My cultural artifact is a picture of the aftermath Tulsa Oklahoma race riot of 1921. This catastrophic event all started when a young black man named Dick Rowland was riding in an elevator with a white woman named Sara Page. She screamed for an unknown reason, then Dick Rowland was seen running from the building. The details of what actually happened are not found. The stories very greatly but she did not press charges. An investigation ensued and he was arrested the next day and held at the courthouse. When news papers got word of a black man possibly assaulting a white girl they printed in the headlines “To Lynch Negro Tonight”. A huge mob of two thousand angry white protestors began to accumulate at the court house. Then lots of people from the African American community became worried for the safety of Dick Rowland and went to the courthouse to protect him. The local sheriff guaranteed protection of him. As the lynch mob grew, so did the group of African Americans to protect them. At this point both sides were armed. Then a warning shot was fired and mistook for a real threat and a battle ensued. Martial law was in full effect and whites began shooting, killing and setting fires. The National guard was called and they began detaining blacks and not whites. Thirty-five city blocks were in ruins. Three hundred people lost their lives. The greenwood district and the surrounding neighborhood businesses were lost which was known as “Black Wall Street” because it was one of the wealthiest African American neighborhoods post world war one (Tulsa Historical Society Museum).

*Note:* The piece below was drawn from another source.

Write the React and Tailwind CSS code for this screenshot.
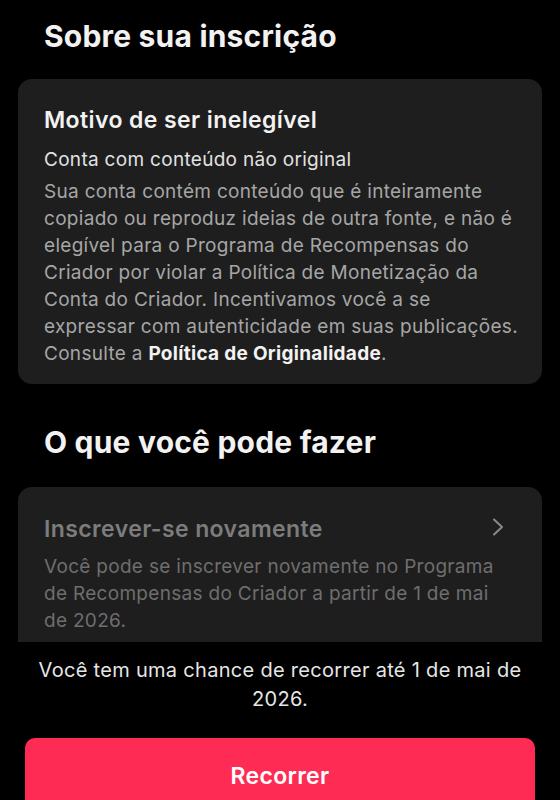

This was interesting to me because of the high tension that existed between whites and blacks. Something as small as this incident can trigger such a horrific scene. The hypocrisy in the story was also interesting while the white lynch mob was brewing in front of the courthouse they identified the group of African Americans keeping them from entering the courthouse was as a “negro uprising”. When it seems so clear that the white lynch mob was the real uprising and trying to take the law into their own hands. The intense hate white people felt is a fabricated sensation by which the white society wanted in order to keep African Americans as sub human. This is to further keep the “possessive investment of whiteness” (Pittman 2015) alive. The citizens of the Greenwood District filed lawsuits against the state of Oklahoma hundreds of times and never won. They also filed law suits against the insurance companies and the Sinclair oil company that provided fuel for the airplanes that also attacked the Greenwood District and they have never won a case. The Justice system failed to do the right thing (Oklahoma Commission to Study the Tulsa Race Riot).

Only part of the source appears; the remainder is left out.